→ **AIM**
Pictures stay out of the copy; set down each line of the listing below exactly.

→ **DATASET EXCERPT**
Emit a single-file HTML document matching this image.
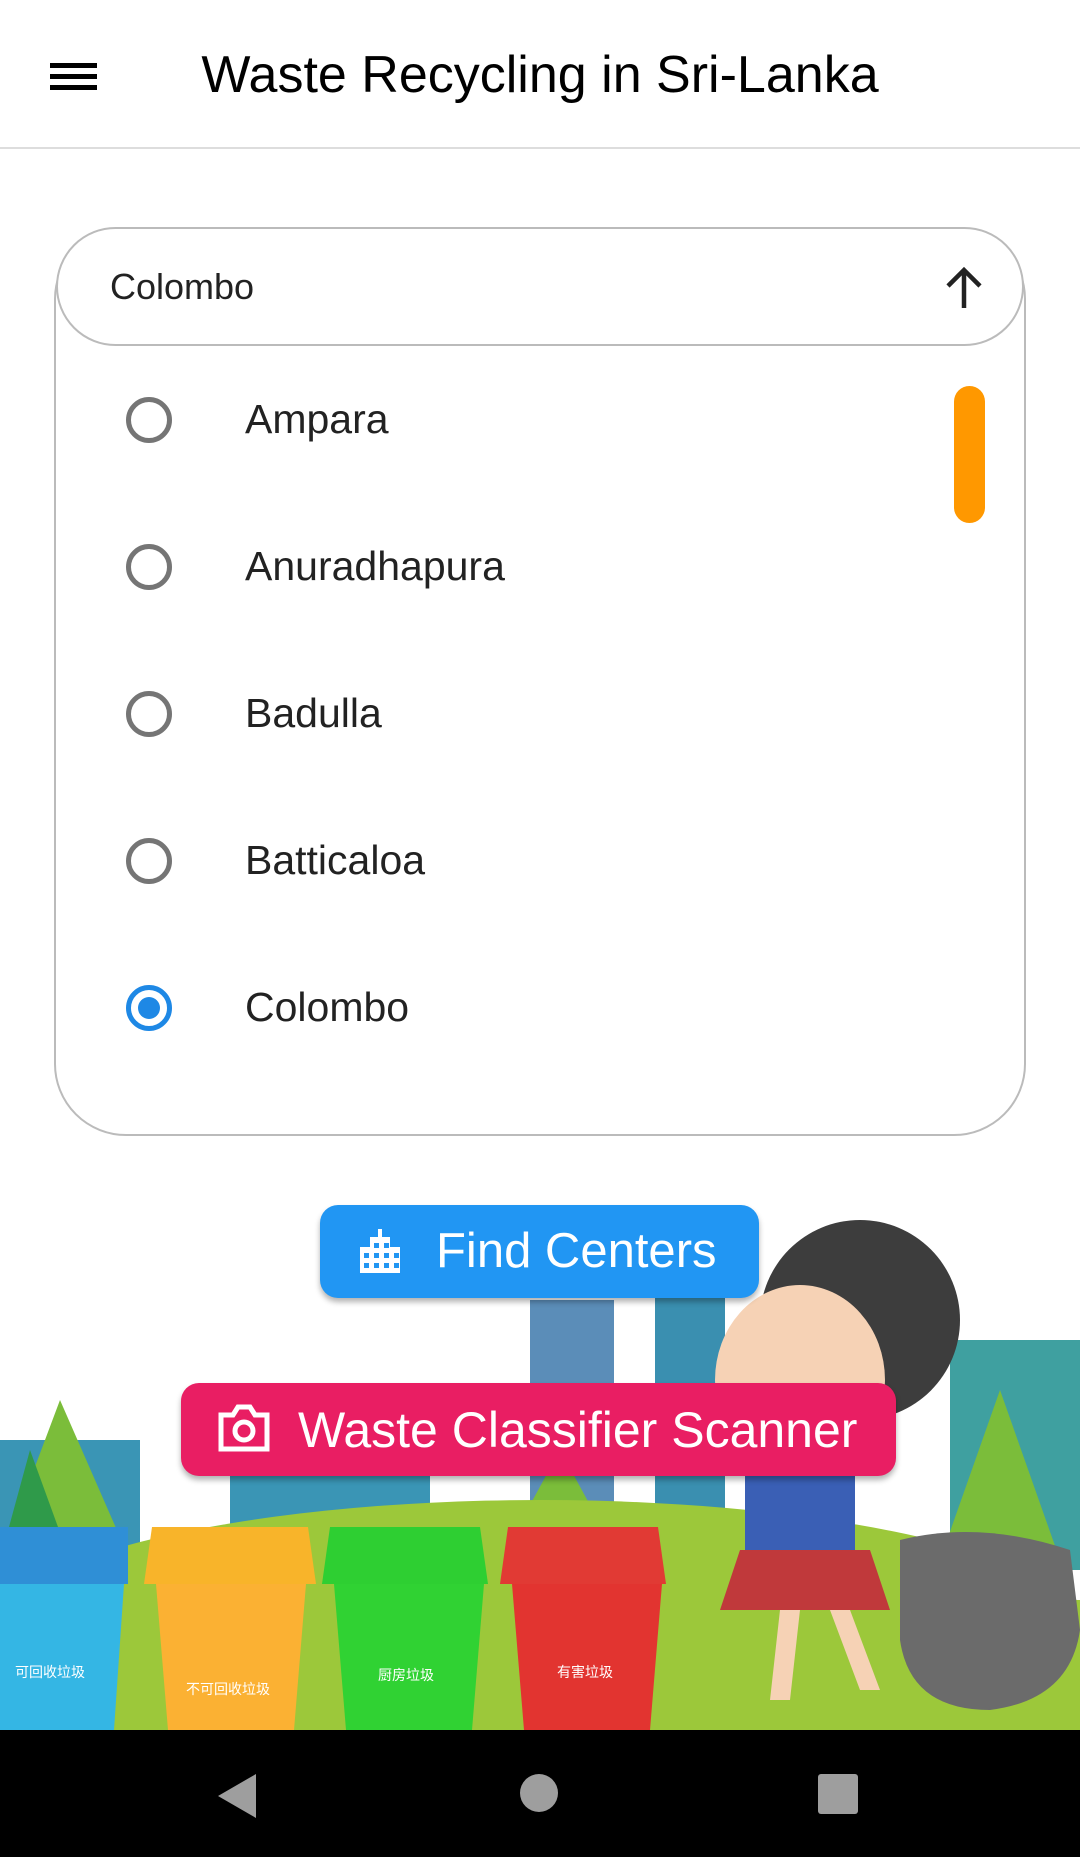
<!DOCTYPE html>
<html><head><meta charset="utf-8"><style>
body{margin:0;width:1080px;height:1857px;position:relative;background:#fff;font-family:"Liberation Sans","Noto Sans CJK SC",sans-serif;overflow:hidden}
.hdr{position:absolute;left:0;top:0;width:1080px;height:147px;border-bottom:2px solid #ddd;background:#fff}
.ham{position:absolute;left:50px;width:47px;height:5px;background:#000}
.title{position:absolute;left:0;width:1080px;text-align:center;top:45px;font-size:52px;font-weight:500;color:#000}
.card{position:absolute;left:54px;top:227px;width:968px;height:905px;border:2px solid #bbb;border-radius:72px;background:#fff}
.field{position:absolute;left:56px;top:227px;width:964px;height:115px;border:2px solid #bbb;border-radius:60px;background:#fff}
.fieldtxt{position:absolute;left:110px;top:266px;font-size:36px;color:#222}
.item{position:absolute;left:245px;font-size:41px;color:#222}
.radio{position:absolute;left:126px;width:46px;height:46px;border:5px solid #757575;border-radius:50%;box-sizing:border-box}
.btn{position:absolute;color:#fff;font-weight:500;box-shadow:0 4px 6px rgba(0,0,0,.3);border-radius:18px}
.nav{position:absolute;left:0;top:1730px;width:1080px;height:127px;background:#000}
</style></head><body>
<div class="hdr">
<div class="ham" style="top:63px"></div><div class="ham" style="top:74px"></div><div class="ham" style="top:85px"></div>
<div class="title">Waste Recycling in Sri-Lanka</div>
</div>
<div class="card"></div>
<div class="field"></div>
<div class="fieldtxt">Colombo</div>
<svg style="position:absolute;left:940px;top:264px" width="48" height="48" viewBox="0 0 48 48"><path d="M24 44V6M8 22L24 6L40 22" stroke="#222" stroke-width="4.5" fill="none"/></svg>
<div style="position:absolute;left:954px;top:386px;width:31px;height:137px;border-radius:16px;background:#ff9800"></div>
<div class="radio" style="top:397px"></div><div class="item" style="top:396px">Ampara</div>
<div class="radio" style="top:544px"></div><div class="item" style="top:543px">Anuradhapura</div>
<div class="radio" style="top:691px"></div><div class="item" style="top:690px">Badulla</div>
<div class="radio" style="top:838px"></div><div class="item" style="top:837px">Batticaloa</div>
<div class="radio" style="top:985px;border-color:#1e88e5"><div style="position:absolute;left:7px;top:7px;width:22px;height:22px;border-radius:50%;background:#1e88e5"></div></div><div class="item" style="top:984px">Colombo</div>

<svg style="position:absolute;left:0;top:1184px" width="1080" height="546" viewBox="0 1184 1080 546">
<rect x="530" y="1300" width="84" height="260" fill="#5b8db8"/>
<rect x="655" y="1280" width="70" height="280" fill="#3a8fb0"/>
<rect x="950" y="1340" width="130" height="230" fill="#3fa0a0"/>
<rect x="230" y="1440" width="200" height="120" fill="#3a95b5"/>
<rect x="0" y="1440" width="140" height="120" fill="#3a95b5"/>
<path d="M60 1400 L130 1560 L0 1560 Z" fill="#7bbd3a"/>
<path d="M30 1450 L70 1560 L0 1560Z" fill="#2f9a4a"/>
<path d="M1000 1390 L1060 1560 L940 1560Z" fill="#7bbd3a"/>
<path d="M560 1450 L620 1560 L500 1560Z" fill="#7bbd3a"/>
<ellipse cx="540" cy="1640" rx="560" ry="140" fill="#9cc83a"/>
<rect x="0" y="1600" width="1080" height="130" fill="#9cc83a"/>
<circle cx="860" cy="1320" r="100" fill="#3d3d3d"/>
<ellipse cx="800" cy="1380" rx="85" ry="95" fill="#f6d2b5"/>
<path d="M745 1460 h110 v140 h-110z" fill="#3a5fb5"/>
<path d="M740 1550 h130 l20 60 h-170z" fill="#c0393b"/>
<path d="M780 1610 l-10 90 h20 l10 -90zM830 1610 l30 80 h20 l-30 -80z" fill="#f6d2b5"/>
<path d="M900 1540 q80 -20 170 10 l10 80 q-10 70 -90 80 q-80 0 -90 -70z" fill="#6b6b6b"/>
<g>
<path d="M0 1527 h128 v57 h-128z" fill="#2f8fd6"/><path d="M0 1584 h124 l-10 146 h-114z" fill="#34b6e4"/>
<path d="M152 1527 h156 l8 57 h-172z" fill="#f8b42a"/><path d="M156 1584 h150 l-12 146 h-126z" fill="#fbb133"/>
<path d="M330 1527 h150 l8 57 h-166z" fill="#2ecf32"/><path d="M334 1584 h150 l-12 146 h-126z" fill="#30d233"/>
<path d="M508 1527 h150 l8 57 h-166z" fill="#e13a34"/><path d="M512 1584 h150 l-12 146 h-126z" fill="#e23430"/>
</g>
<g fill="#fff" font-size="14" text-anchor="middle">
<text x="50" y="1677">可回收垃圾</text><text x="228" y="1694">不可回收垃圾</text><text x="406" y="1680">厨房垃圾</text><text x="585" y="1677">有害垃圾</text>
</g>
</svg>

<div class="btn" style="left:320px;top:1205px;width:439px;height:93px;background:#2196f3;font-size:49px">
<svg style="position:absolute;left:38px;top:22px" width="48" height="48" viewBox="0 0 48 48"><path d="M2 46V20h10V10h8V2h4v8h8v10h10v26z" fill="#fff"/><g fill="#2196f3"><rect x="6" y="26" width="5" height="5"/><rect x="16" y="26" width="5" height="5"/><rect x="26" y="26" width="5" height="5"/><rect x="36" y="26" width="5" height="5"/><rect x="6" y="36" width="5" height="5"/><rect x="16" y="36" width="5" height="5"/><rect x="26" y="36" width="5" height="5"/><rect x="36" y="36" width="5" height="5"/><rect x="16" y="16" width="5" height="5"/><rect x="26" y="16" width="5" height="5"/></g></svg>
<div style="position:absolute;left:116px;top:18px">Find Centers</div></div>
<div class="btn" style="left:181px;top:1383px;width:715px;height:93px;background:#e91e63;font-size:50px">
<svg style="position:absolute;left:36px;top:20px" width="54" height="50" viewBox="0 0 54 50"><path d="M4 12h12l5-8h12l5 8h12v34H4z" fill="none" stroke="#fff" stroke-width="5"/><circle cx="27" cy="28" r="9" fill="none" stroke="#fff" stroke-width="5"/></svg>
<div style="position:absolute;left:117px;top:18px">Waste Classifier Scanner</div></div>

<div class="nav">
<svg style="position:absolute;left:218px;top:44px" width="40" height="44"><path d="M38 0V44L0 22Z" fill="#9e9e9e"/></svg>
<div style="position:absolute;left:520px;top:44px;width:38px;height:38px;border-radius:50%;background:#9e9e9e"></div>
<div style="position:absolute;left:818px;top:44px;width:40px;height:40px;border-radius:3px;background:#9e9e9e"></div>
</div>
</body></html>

→ **OUTPUT**
Emit a single-file HTML document matching this image.
<!DOCTYPE html>
<html><head><meta charset="utf-8"><style>
body{margin:0;width:1080px;height:1857px;position:relative;background:#fff;font-family:"Liberation Sans","Noto Sans CJK SC",sans-serif;overflow:hidden}
.hdr{position:absolute;left:0;top:0;width:1080px;height:147px;border-bottom:2px solid #ddd;background:#fff}
.ham{position:absolute;left:50px;width:47px;height:5px;background:#000}
.title{position:absolute;left:0;width:1080px;text-align:center;top:45px;font-size:52px;font-weight:500;color:#000}
.card{position:absolute;left:54px;top:227px;width:968px;height:905px;border:2px solid #bbb;border-radius:72px;background:#fff}
.field{position:absolute;left:56px;top:227px;width:964px;height:115px;border:2px solid #bbb;border-radius:60px;background:#fff}
.fieldtxt{position:absolute;left:110px;top:266px;font-size:36px;color:#222}
.item{position:absolute;left:245px;font-size:41px;color:#222}
.radio{position:absolute;left:126px;width:46px;height:46px;border:5px solid #757575;border-radius:50%;box-sizing:border-box}
.btn{position:absolute;color:#fff;font-weight:500;box-shadow:0 4px 6px rgba(0,0,0,.3);border-radius:18px}
.nav{position:absolute;left:0;top:1730px;width:1080px;height:127px;background:#000}
</style></head><body>
<div class="hdr">
<div class="ham" style="top:63px"></div><div class="ham" style="top:74px"></div><div class="ham" style="top:85px"></div>
<div class="title">Waste Recycling in Sri-Lanka</div>
</div>
<div class="card"></div>
<div class="field"></div>
<div class="fieldtxt">Colombo</div>
<svg style="position:absolute;left:940px;top:264px" width="48" height="48" viewBox="0 0 48 48"><path d="M24 44V6M8 22L24 6L40 22" stroke="#222" stroke-width="4.5" fill="none"/></svg>
<div style="position:absolute;left:954px;top:386px;width:31px;height:137px;border-radius:16px;background:#ff9800"></div>
<div class="radio" style="top:397px"></div><div class="item" style="top:396px">Ampara</div>
<div class="radio" style="top:544px"></div><div class="item" style="top:543px">Anuradhapura</div>
<div class="radio" style="top:691px"></div><div class="item" style="top:690px">Badulla</div>
<div class="radio" style="top:838px"></div><div class="item" style="top:837px">Batticaloa</div>
<div class="radio" style="top:985px;border-color:#1e88e5"><div style="position:absolute;left:7px;top:7px;width:22px;height:22px;border-radius:50%;background:#1e88e5"></div></div><div class="item" style="top:984px">Colombo</div>

<svg style="position:absolute;left:0;top:1184px" width="1080" height="546" viewBox="0 1184 1080 546">
<rect x="530" y="1300" width="84" height="260" fill="#5b8db8"/>
<rect x="655" y="1280" width="70" height="280" fill="#3a8fb0"/>
<rect x="950" y="1340" width="130" height="230" fill="#3fa0a0"/>
<rect x="230" y="1440" width="200" height="120" fill="#3a95b5"/>
<rect x="0" y="1440" width="140" height="120" fill="#3a95b5"/>
<path d="M60 1400 L130 1560 L0 1560 Z" fill="#7bbd3a"/>
<path d="M30 1450 L70 1560 L0 1560Z" fill="#2f9a4a"/>
<path d="M1000 1390 L1060 1560 L940 1560Z" fill="#7bbd3a"/>
<path d="M560 1450 L620 1560 L500 1560Z" fill="#7bbd3a"/>
<ellipse cx="540" cy="1640" rx="560" ry="140" fill="#9cc83a"/>
<rect x="0" y="1600" width="1080" height="130" fill="#9cc83a"/>
<circle cx="860" cy="1320" r="100" fill="#3d3d3d"/>
<ellipse cx="800" cy="1380" rx="85" ry="95" fill="#f6d2b5"/>
<path d="M745 1460 h110 v140 h-110z" fill="#3a5fb5"/>
<path d="M740 1550 h130 l20 60 h-170z" fill="#c0393b"/>
<path d="M780 1610 l-10 90 h20 l10 -90zM830 1610 l30 80 h20 l-30 -80z" fill="#f6d2b5"/>
<path d="M900 1540 q80 -20 170 10 l10 80 q-10 70 -90 80 q-80 0 -90 -70z" fill="#6b6b6b"/>
<g>
<path d="M0 1527 h128 v57 h-128z" fill="#2f8fd6"/><path d="M0 1584 h124 l-10 146 h-114z" fill="#34b6e4"/>
<path d="M152 1527 h156 l8 57 h-172z" fill="#f8b42a"/><path d="M156 1584 h150 l-12 146 h-126z" fill="#fbb133"/>
<path d="M330 1527 h150 l8 57 h-166z" fill="#2ecf32"/><path d="M334 1584 h150 l-12 146 h-126z" fill="#30d233"/>
<path d="M508 1527 h150 l8 57 h-166z" fill="#e13a34"/><path d="M512 1584 h150 l-12 146 h-126z" fill="#e23430"/>
</g>
<g fill="#fff" font-size="14" text-anchor="middle">
<text x="50" y="1677">可回收垃圾</text><text x="228" y="1694">不可回收垃圾</text><text x="406" y="1680">厨房垃圾</text><text x="585" y="1677">有害垃圾</text>
</g>
</svg>

<div class="btn" style="left:320px;top:1205px;width:439px;height:93px;background:#2196f3;font-size:49px">
<svg style="position:absolute;left:38px;top:22px" width="48" height="48" viewBox="0 0 48 48"><path d="M2 46V20h10V10h8V2h4v8h8v10h10v26z" fill="#fff"/><g fill="#2196f3"><rect x="6" y="26" width="5" height="5"/><rect x="16" y="26" width="5" height="5"/><rect x="26" y="26" width="5" height="5"/><rect x="36" y="26" width="5" height="5"/><rect x="6" y="36" width="5" height="5"/><rect x="16" y="36" width="5" height="5"/><rect x="26" y="36" width="5" height="5"/><rect x="36" y="36" width="5" height="5"/><rect x="16" y="16" width="5" height="5"/><rect x="26" y="16" width="5" height="5"/></g></svg>
<div style="position:absolute;left:116px;top:18px">Find Centers</div></div>
<div class="btn" style="left:181px;top:1383px;width:715px;height:93px;background:#e91e63;font-size:50px">
<svg style="position:absolute;left:36px;top:20px" width="54" height="50" viewBox="0 0 54 50"><path d="M4 12h12l5-8h12l5 8h12v34H4z" fill="none" stroke="#fff" stroke-width="5"/><circle cx="27" cy="28" r="9" fill="none" stroke="#fff" stroke-width="5"/></svg>
<div style="position:absolute;left:117px;top:18px">Waste Classifier Scanner</div></div>

<div class="nav">
<svg style="position:absolute;left:218px;top:44px" width="40" height="44"><path d="M38 0V44L0 22Z" fill="#9e9e9e"/></svg>
<div style="position:absolute;left:520px;top:44px;width:38px;height:38px;border-radius:50%;background:#9e9e9e"></div>
<div style="position:absolute;left:818px;top:44px;width:40px;height:40px;border-radius:3px;background:#9e9e9e"></div>
</div>
</body></html>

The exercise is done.